Rust also inherits this model for its atomics, and to my understanding, it takes exactly the same "meh, theory is hard, we'll just assume the implementation is not insane" stance as C++. I like to imagine that some aggressive compiler writer is going to blow past the spec's non-normative "please do not actually do this" note and try to optimize a time machine into C++ and/or Rust, but realistically I think the compiler writers are smart people who understand that this would be a bad idea.

To further explain the motivation: Relaxed atomics are basically the "I don't want the compiler to turn my data race into UB" annotation. They don't actually do anything other than guarantee that the individual operations on that particular variable are atomic and consistent with some sequential ordering, and that the compiler is not allowed to deduce UB from any data races that may result, but other than that, there are no rules. This is intended to allow compilers to just emit loads and stores for simple (read-only or write-only) atomics, since the compiler may reason that any cache incoherency could also be interpreted as some reordering of the parallel loads and stores, and so you don't have to emit a fence. Since the "some" sequential ordering is not required to be consistent with the ordering of any other relaxed atomic variable, you can have two of these variables that interact with one another in such a way that the resulting ordering is permitted to contain a loop or cycle, in which case the results are not well-defined but also are not UB, and now you have rules that permit circular arguments like "x is 37 because x is 37." In C++14, they did add a rule prohibiting some specific cases (including the simple 37-because-37 case), but to the best of my understanding, this is not a comprehensive fix and there are still variations of the behavior that are not forbidden by the spec.

A missed invariant

Posted Sep 5, 2024 19:35 UTC (Thu) by khim (subscriber, #9252) [Link] (1 responses)

> real CPUs are usually not time machines

I would say that since Pentium Pro “real CPUs” are a time machines and thus all these paradoxes they speak about have become real

> so this is all a purely theoretical problem that never actually happens.

Except it does. It even happens on x86, as we all know. And x86 tries harder than most other CPUs to hide it's true nature.

> to the best of my understanding, this is not a comprehensive fix and there are still variations of the behavior that are not forbidden by the spec

The problem here is that creating a memory model that makes some sense and also is compatible with all these optimizations that hardware (not compiler!) is doing… it's not easy.

From what I understand C++ (and thus Rust) model is not well aligned with what hardware is doing but what Linux is doing is not compatible with some more exotic targets (e.g.
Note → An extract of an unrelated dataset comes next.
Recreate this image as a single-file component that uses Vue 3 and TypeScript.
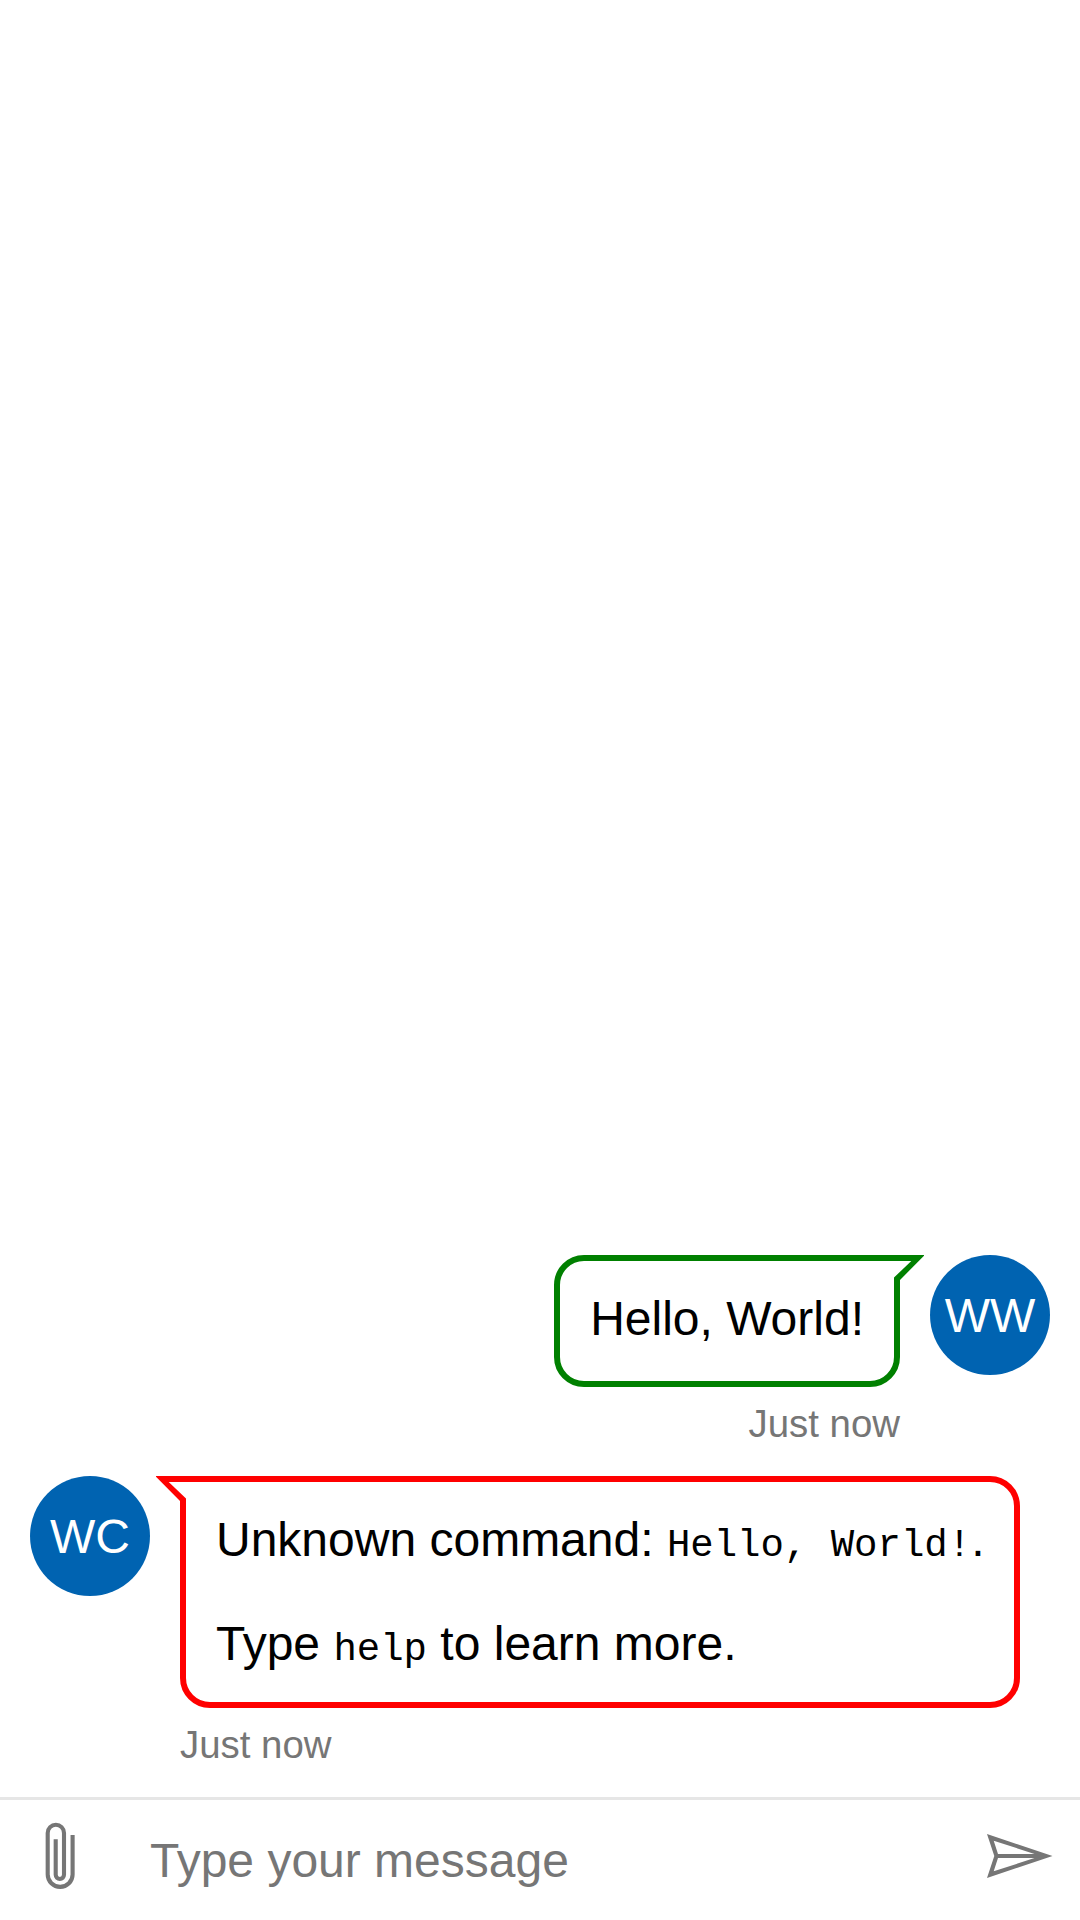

GPUs) thus we just have to agree that designing sensible memory model for atomics is just hard.

A missed invariant

Posted Sep 7, 2024 23:18 UTC (Sat) by NYKevin (subscriber, #129325) [Link]

That link is not what I mean by "a time machine." I'm referring to real temporal paradoxes (such as both variables nonsensically taking on the value 42, because each supposedly got that value from the other), not just "the CPU executed things in a different order than I thought it would," nor even "the reordering which the CPU performed cannot be reconciled with a single global order of execution." Those are both normal and expected anomalies under relaxed atomics - they're the spec working as designed.